Se trouvant dans le camp des vainqueurs, les États-unis abordent le XX° siècle avec l’intention, du moins au niveau de son administration, de jouer un rôle de premier plan à l’échelle mondiale (S.D.N. Traité de Versailles) . Toutefois le Congrès ne suit pas. La diplomatie américaine n’en demeure pas moins active en Europe et en Asie. La crise de 1929 secoue durement les États-unis et amène au pouvoir le président Roosevelt qui redresse la situation économique et sociale (New Deal) mais le Congrès demeure isolationniste.
C’est à partir de l’attaque japonaise de Pearl Harbour de décembre 1941 que les États-unis vont rapidement devenir une super-puissance à l’échelle mondiale et prendre la tête de deux croisades successives contre l’Axe d’abord, contre le totalitarisme communiste ensuite.

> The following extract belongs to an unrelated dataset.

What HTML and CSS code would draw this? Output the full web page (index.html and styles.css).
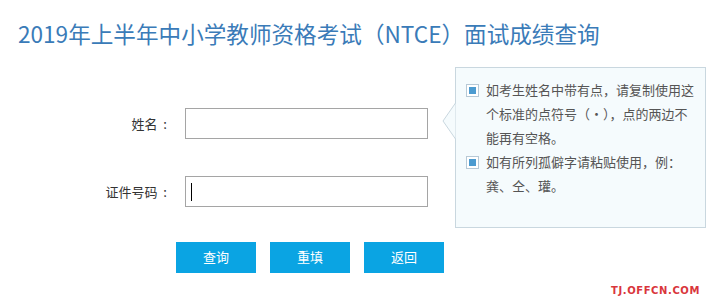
FILE: index.html
```html
<!DOCTYPE html>
<html lang="zh-CN">
<head>
<meta charset="utf-8">
<title>面试成绩查询</title>
<link rel="stylesheet" href="styles.css">
</head>
<body>
<div class="page">
  <h1 class="title">2019年上半年中小学教师资格考试（NTCE）面试成绩查询</h1>
  <div class="content">
    <div class="form">
      <div class="fields">
        <label class="label">姓名&nbsp;&nbsp;:</label>
        <div class="field"><input class="input" type="text"></div>
        <label class="label">证件号码&nbsp;&nbsp;:</label>
        <div class="field"><input class="input" type="text"><span class="caret"></span></div>
      </div>
      <div class="buttons">
        <button class="btn">查询</button>
        <button class="btn">重填</button>
        <button class="btn">返回</button>
      </div>
    </div>
    <div class="tip">
      <svg class="tip-arrow" width="14" height="36" viewBox="0 0 14 36">
        <path d="M13.5 0 L1 18 L13.5 36 Z" fill="#f5fbfd"/>
        <path d="M13.5 0 L1 18 L13.5 36" fill="none" stroke="#c9d7df" stroke-width="1"/>
      </svg>
      <div class="tip-item">
        <span class="check"><span class="check-in"></span></span>
        <p class="tip-text">如考生姓名中带有点，请复制使用这个标准的点符号（·），点的两边不能再有空格。</p>
      </div>
      <div class="tip-item">
        <span class="check"><span class="check-in"></span></span>
        <p class="tip-text">如有所列孤僻字请粘贴使用，例：<br>龚、仝、瓘。</p>
      </div>
    </div>
  </div>
  <div class="watermark">TJ.OFFCN.COM</div>
</div>
</body>
</html>
```
FILE: styles.css
```css
* { box-sizing: border-box; }
html, body { margin: 0; padding: 0; background: #fff; }
body {
  font-family: "Noto Sans CJK SC", "Noto Sans", sans-serif;
  width: 708px;
  height: 300px;
  overflow: hidden;
}
.page { position: relative; height: 300px; }
.title {
  margin: 0;
  padding: 19px 0 0 18px;
  font-size: 22.6px;
  line-height: 30px;
  font-weight: 400;
  color: #3a7bb8;
  letter-spacing: 0;
  white-space: nowrap;
}
.content {
  display: flex;
  margin-top: 18px;
}
.form { width: 455px; padding-top: 41px; }
.fields {
  display: grid;
  grid-template-columns: 175px 243px;
  column-gap: 10px;
  row-gap: 37px;
  align-items: center;
}
.label {
  text-align: right;
  font-size: 13px;
  color: #333;
  padding-right: 8px;
}
.field { position: relative; }
.input {
  display: block;
  width: 243px;
  height: 31px;
  border: 1px solid #a5a5a5;
  margin: 0;
  padding: 0 6px;
  background: #fff;
  outline: none;
}
.caret {
  position: absolute;
  left: 6px;
  top: 7px;
  width: 1px;
  height: 18px;
  background: #000;
}
.buttons {
  display: flex;
  gap: 14px;
  padding-left: 176px;
  margin-top: 35px;
}
.btn {
  width: 80px;
  height: 31px;
  border: 0;
  margin: 0;
  padding: 0 0 3px;
  background: #0aa4e3;
  color: #fff;
  font-family: "Noto Sans CJK SC", sans-serif;
  font-size: 13px;
}
.tip {
  position: relative;
  width: 251px;
  height: 161px;
  border: 1px solid #c9d7df;
  background: #f5fbfd;
  padding: 10px 0 0 10px;
}
.tip-arrow {
  position: absolute;
  left: -14px;
  top: 35px;
}
.tip-item { display: flex; align-items: flex-start; }
.check {
  flex: none;
  width: 13px;
  height: 13px;
  margin-top: 6px;
  margin-right: 7px;
  border: 1px solid #b7c9d6;
  background: #fff;
  padding: 2px;
}
.check-in { display: block; width: 100%; height: 100%; background: #4c9bd0; }
.tip-text {
  margin: 0;
  width: 212px;
  font-size: 13px;
  line-height: 24px;
  color: #555;
}
.watermark {
  position: absolute;
  right: 8px;
  bottom: 4px;
  font-family: "DejaVu Sans", sans-serif;
  font-weight: 700;
  font-size: 10px;
  letter-spacing: 0.6px;
  color: #d9363c;
}
```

C’est cet esprit de croisade qui succède en quelque sorte à l’esprit pionnier originel et renforce encore la bonne conscience et la confiance en soi. Soldats du Bien contre les forces du Mal, les États-unis relèvent tous le défis de ces dernières dans tous les domaines : financiers, économiques, scientifiques et techniques. Finalement, après avoir vaincu le Mal nazi, le Américains l’emportent en 1989 sur le Mal communiste. Toutefois, il faut noter que les seuls échecs subis par les ” croisés américains ” se situent en Asie : Corée, Chine, Vietnam et qu’il leur a fallu recourir à l’arme nucléaire pour abattre le Japon. La guerre du Golfe a peut-être exorcisé ces échec, voire concrétisé symboliquement la victoire sur le Mal, mais le XXI° siècle débute pour les États-unis sans forces du Mal à combattre. Le Japon et dans une certaine mesure la Chine ont été leurs alliés dans l’affrontement contre l’U.R.S.S.. Cuba n’a pas la dimension voulue pour personnifier le Mal . ” Vous seriez bien embêtés si on vous supprimait l’ennemi ” avait dit le Soviétique Arbatov à l’époque Directeur de l’Institut Amérique de Moscou à un groupe d’étudiants américains en 1987. Sa boutade s’est avérée exacte pour son propre pays dont le régime a été touché à mort du fait de la disparition de l’ennemi capitaliste, cette incarnation du Mal dans la religion lénino-marxiste.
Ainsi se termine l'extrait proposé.